Juridictions judiciaires
Mise à disposition du public en ligne sous forme électronique :
– La Cour de cassation est « responsable de la mise à disposition du public des décisions de justice rendues par les juridictions de l’ordre judiciaire » ;
– Régime des extraits de décision ;
– Parallélisme des occultations : copie de décision/mise à disposition du public
– Régime des décisions de justice dont la communication à des tiers est soumise à autorisation préalable : mise à disposition du public possible, à certaines conditions (Arrêté en attente) ;
– La décision d’occultation est gérée, en pratique :
* pour les personnes physiques, tiers ou parties : par le président de la formation de jugement ou le magistrat ayant rendu la décision concernée
* pour les magistrats du siège et les membres du greffe : par le président de la juridiction ayant rendu la décision concernée
* pour les magistrats du parquet : par le procureur de la République ou le procureur général près la juridiction ayant rendu la décision de justice concernée
– délai de mise à disposition : 6 mois maximum, après la transmission de la décision au greffe de la juridiction
– procédure de demande d’occultation (toute personne intéressée, demandes abusives, délai de réponse de deux mois, recours)

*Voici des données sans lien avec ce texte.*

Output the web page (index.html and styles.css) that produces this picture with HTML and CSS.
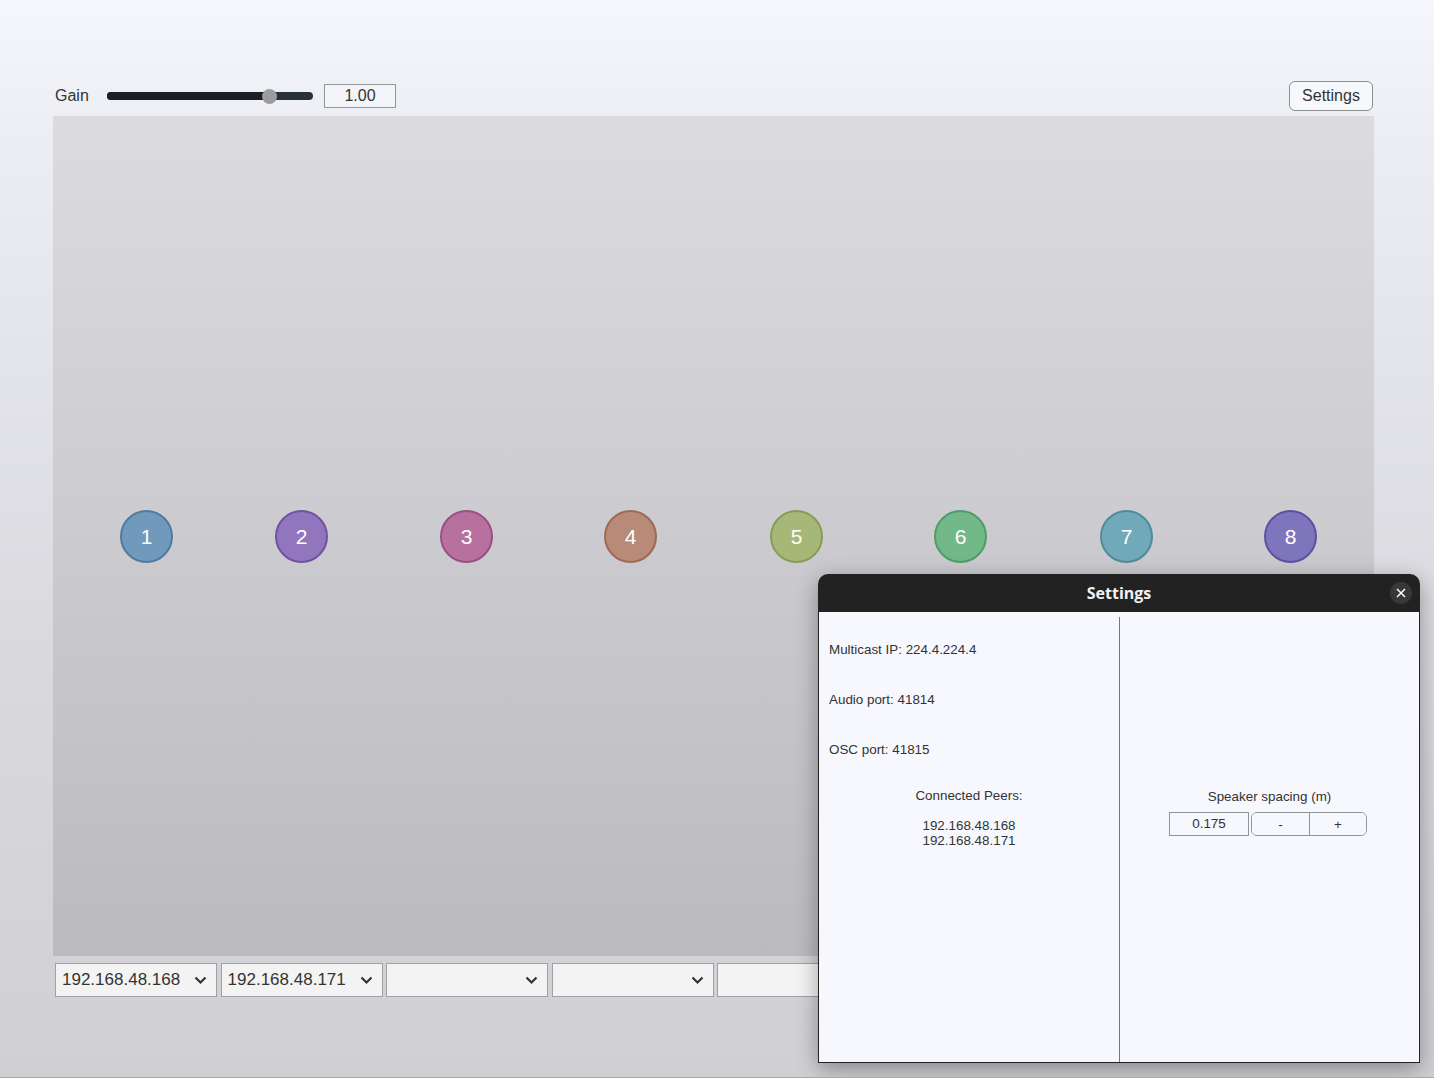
FILE: index.html
```html
<!DOCTYPE html>
<html>
<head>
<meta charset="utf-8">
<link rel="stylesheet" href="styles.css">
</head>
<body>
<div class="app">
  <div class="topbar">
    <div class="gain">
      <span class="gain-label">Gain</span>
      <div class="slider">
        <div class="track-fill"></div>
        <div class="thumb"></div>
      </div>
      <div class="gain-value">1.00</div>
    </div>
    <button class="settings-btn">Settings</button>
  </div>
  <div class="stage">
    <div class="spk s1" style="left:93px">1</div>
    <div class="spk s2" style="left:248px">2</div>
    <div class="spk s3" style="left:413px">3</div>
    <div class="spk s4" style="left:577px">4</div>
    <div class="spk s5" style="left:743px">5</div>
    <div class="spk s6" style="left:907px">6</div>
    <div class="spk s7" style="left:1073px">7</div>
    <div class="spk s8" style="left:1237px">8</div>
  </div>
  <div class="selects">
    <div class="sel"><span>192.168.48.168</span><svg width="13" height="9" viewBox="0 0 13 9"><path d="M1.5 1.5 L6.5 6.5 L11.5 1.5" fill="none" stroke="#333" stroke-width="2.2"/></svg></div>
    <div class="sel"><span>192.168.48.171</span><svg width="13" height="9" viewBox="0 0 13 9"><path d="M1.5 1.5 L6.5 6.5 L11.5 1.5" fill="none" stroke="#333" stroke-width="2.2"/></svg></div>
    <div class="sel"><span></span><svg width="13" height="9" viewBox="0 0 13 9"><path d="M1.5 1.5 L6.5 6.5 L11.5 1.5" fill="none" stroke="#333" stroke-width="2.2"/></svg></div>
    <div class="sel"><span></span><svg width="13" height="9" viewBox="0 0 13 9"><path d="M1.5 1.5 L6.5 6.5 L11.5 1.5" fill="none" stroke="#333" stroke-width="2.2"/></svg></div>
    <div class="sel"><span></span><svg width="13" height="9" viewBox="0 0 13 9"><path d="M1.5 1.5 L6.5 6.5 L11.5 1.5" fill="none" stroke="#333" stroke-width="2.2"/></svg></div>
    <div class="sel"><span></span><svg width="13" height="9" viewBox="0 0 13 9"><path d="M1.5 1.5 L6.5 6.5 L11.5 1.5" fill="none" stroke="#333" stroke-width="2.2"/></svg></div>
    <div class="sel"><span></span><svg width="13" height="9" viewBox="0 0 13 9"><path d="M1.5 1.5 L6.5 6.5 L11.5 1.5" fill="none" stroke="#333" stroke-width="2.2"/></svg></div>
    <div class="sel"><span></span><svg width="13" height="9" viewBox="0 0 13 9"><path d="M1.5 1.5 L6.5 6.5 L11.5 1.5" fill="none" stroke="#333" stroke-width="2.2"/></svg></div>
  </div>
</div>

<div class="dialog">
  <div class="dialog-head">
    <span class="dialog-title">Settings</span>
    <div class="close"><svg width="10" height="10" viewBox="0 0 10 10"><path d="M1 1 L9 9 M9 1 L1 9" stroke="#fff" stroke-width="1.5"/></svg></div>
  </div>
  <div class="dialog-body">
    <div class="col left">
      <p class="info first">Multicast IP: 224.4.224.4</p>
      <p class="info">Audio port: 41814</p>
      <p class="info">OSC port: 41815</p>
      <p class="peers-title">Connected Peers:</p>
      <div class="peers">
        <div>192.168.48.168</div>
        <div>192.168.48.171</div>
      </div>
    </div>
    <div class="col right">
      <p class="spacing-title">Speaker spacing (m)</p>
      <div class="spacing-row">
        <div class="spacing-value">0.175</div>
        <div class="btn-group">
          <button class="step">-</button>
          <button class="step">+</button>
        </div>
      </div>
    </div>
  </div>
</div>
</body>
</html>
```
FILE: styles.css
```css
html, body {
  margin: 0;
  padding: 0;
}
body {
  width: 1434px;
  height: 1077px;
  border-bottom: 1px solid #a8a8ac;
  background: linear-gradient(180deg, #f6f7fc 0%, #eceef4 12%, #d9d9de 60%, #cfcfd4 100%);
  font-family: "Liberation Sans", Arial, sans-serif;
  color: #333;
  position: relative;
  overflow: hidden;
}
.app {
  padding: 81px 0 0 53px;
  width: 1321px;
}
.topbar {
  height: 30px;
  display: flex;
  align-items: center;
  justify-content: space-between;
}
.gain {
  display: flex;
  align-items: center;
  height: 30px;
}
.gain-label {
  font-size: 16px;
  width: 34px;
  margin-left: 2px;
  color: #333;
}
.slider {
  margin-left: 18px;
  width: 206px;
  height: 8px;
  border-radius: 4px;
  background: #2a3138;
  position: relative;
}
.track-fill {
  width: 162px;
  height: 8px;
  border-radius: 4px;
  background: #1b1f23;
}
.thumb {
  position: absolute;
  left: 155px;
  top: -3.5px;
  width: 15px;
  height: 15px;
  border-radius: 50%;
  background: #9c9c9c;
}
.gain-value {
  margin-left: 11px;
  width: 70px;
  height: 22px;
  border: 1px solid #8f9797;
  background: #f4f5f8;
  font-size: 16px;
  text-align: center;
  line-height: 22px;
  color: #333;
}
.settings-btn {
  width: 84px;
  height: 30px;
  border: 1px solid #8c9090;
  border-radius: 6px;
  background: #f7f8fb;
  font-family: "Liberation Sans", Arial, sans-serif;
  font-size: 16px;
  color: #333;
  padding: 0;
  margin-right: 1px;
}
.stage {
  margin-top: 5px;
  height: 840px;
  background: linear-gradient(180deg, #dcdbe0 0%, #bbbabf 100%);
  position: relative;
}
.spk {
  position: absolute;
  top: 394px;
  width: 49px;
  height: 49px;
  margin-left: -26px;
  border-radius: 50%;
  border: 2px solid;
  color: #fff;
  font-size: 21px;
  display: flex;
  align-items: center;
  justify-content: center;
}
.s1 { background: #7199bb; border-color: #4f7b9f; }
.s2 { background: #9276bd; border-color: #6f52a0; }
.s3 { background: #b8719f; border-color: #9a4f83; }
.s4 { background: #b88a78; border-color: #9c6a56; }
.s5 { background: #a5b878; border-color: #879c55; }
.s6 { background: #72b889; border-color: #4f9c67; }
.s7 { background: #72a9b8; border-color: #4f8b9c; }
.s8 { background: #7f75bd; border-color: #5c51a0; }
.selects {
  margin-top: 7px;
  margin-left: 2px;
  display: flex;
  gap: 3.4px;
}
.sel {
  flex: 0 0 162.2px;
  box-sizing: border-box;
  height: 34px;
  border: 1px solid #9ba3a3;
  background: #f3f3f3;
  display: flex;
  align-items: center;
  justify-content: space-between;
  padding: 0 9px 0 6px;
  font-size: 17px;
  color: #333;
}
.dialog {
  position: absolute;
  left: 818px;
  top: 574px;
  width: 602px;
  height: 489px;
  box-sizing: border-box;
  border-radius: 10px 10px 0 0;
  background: #222222;
  box-shadow: 0 6px 22px rgba(0, 0, 0, 0.35);
  display: flex;
  flex-direction: column;
  padding: 0 1px 1px 1px;
}
.dialog-head {
  height: 38px;
  flex: 0 0 38px;
  display: flex;
  align-items: center;
  justify-content: center;
  position: relative;
}
.dialog-title {
  color: #f2f2f2;
  font-family: "Open Sans", sans-serif;
  font-weight: bold;
  font-size: 16px;
}
.close {
  position: absolute;
  right: 7px;
  top: 8px;
  width: 22px;
  height: 22px;
  border-radius: 50%;
  background: #383838;
  display: flex;
  align-items: center;
  justify-content: center;
}
.dialog-body {
  flex: 1;
  background: #f7f8fe;
  display: flex;
  padding-top: 5px;
}
.col {
  box-sizing: border-box;
  font-size: 13.4px;
  color: #333;
}
.col.left {
  width: 301px;
  border-right: 1px solid #777;
  padding-left: 10px;
}
.col.right {
  width: 299px;
  display: flex;
  flex-direction: column;
  align-items: center;
}
.info {
  margin: 0;
  height: 50px;
  line-height: 15px;
}
.info.first {
  margin-top: 25px;
}
.peers-title {
  margin: -4px 0 0 -10px;
  text-align: center;
  line-height: 15px;
}
.peers {
  margin: 15px 0 0 -10px;
  text-align: center;
  line-height: 15px;
}
.spacing-title {
  margin: 172px 0 0 0;
  line-height: 15px;
}
.spacing-row {
  margin-top: 8px;
  display: flex;
  margin-left: -3px;
}
.spacing-value {
  width: 78px;
  height: 22px;
  border: 1px solid #8f9797;
  text-align: center;
  line-height: 22px;
  font-size: 13.4px;
}
.btn-group {
  margin-left: 2px;
  display: flex;
  border: 1px solid #8f9797;
  border-radius: 6px;
  overflow: hidden;
}
.step {
  width: 57px;
  height: 22px;
  border: 0;
  background: #f7f8fe;
  font-family: "Liberation Sans", Arial, sans-serif;
  font-size: 13.4px;
  color: #333;
  padding: 0;
}
.step + .step {
  border-left: 1px solid #8f9797;
}
```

– base de données : le SDER gère la base de données, comprenant :
* décisions et avis de la Cour de cassation et des juridictions ou commissions juridictionnelles placées auprès d'elle,
* décisions des premier et second degrés rendues par l’ordre judiciaire ;
– objectif : gérer la diffusion en ligne ;
– transmission de ces décisions :  conditions fixées par les dispositions législatives/règlementaires régissant les applicatifs du ministère de la justice et du conseil national des greffiers des tribunaux de commerce.

Délivrance de copie aux tiers
– Décision doit être « précisément identifiée » ;
– Recours en cas de silence ou refus ;
– Occultation ;
– Recours contrer décision d’occultation ou demande de levée d’occultation devant le président de la juridiction ;
– Parallélisme des occultations : diffusion/copie ;
– Conditions de délivrance des copies en matière pénale.

Dispositions transitoires
– Condition concrète de mise à disposition au public : portail internet placé sous la responsabilité du ministre de la justice ;
– Rôle du Conseil d’État et de la Cour de cassation : ils « mettent à la disposition du public les décisions de justice visées aux articles L.10 du Code de justice administrative et L.111-13 du Code de l’organisation judiciaire, sélectionnées selon les modalités propres à chaque ordre de juridiction sur leur site internet respectif » ;
– Transition : « Jusqu’au début de la mise à disposition prévue aux articles 1 et 4, la diffusion des décisions est poursuivie dans les conditions prévues par l’article 1er du décret du 7 août 2002 ».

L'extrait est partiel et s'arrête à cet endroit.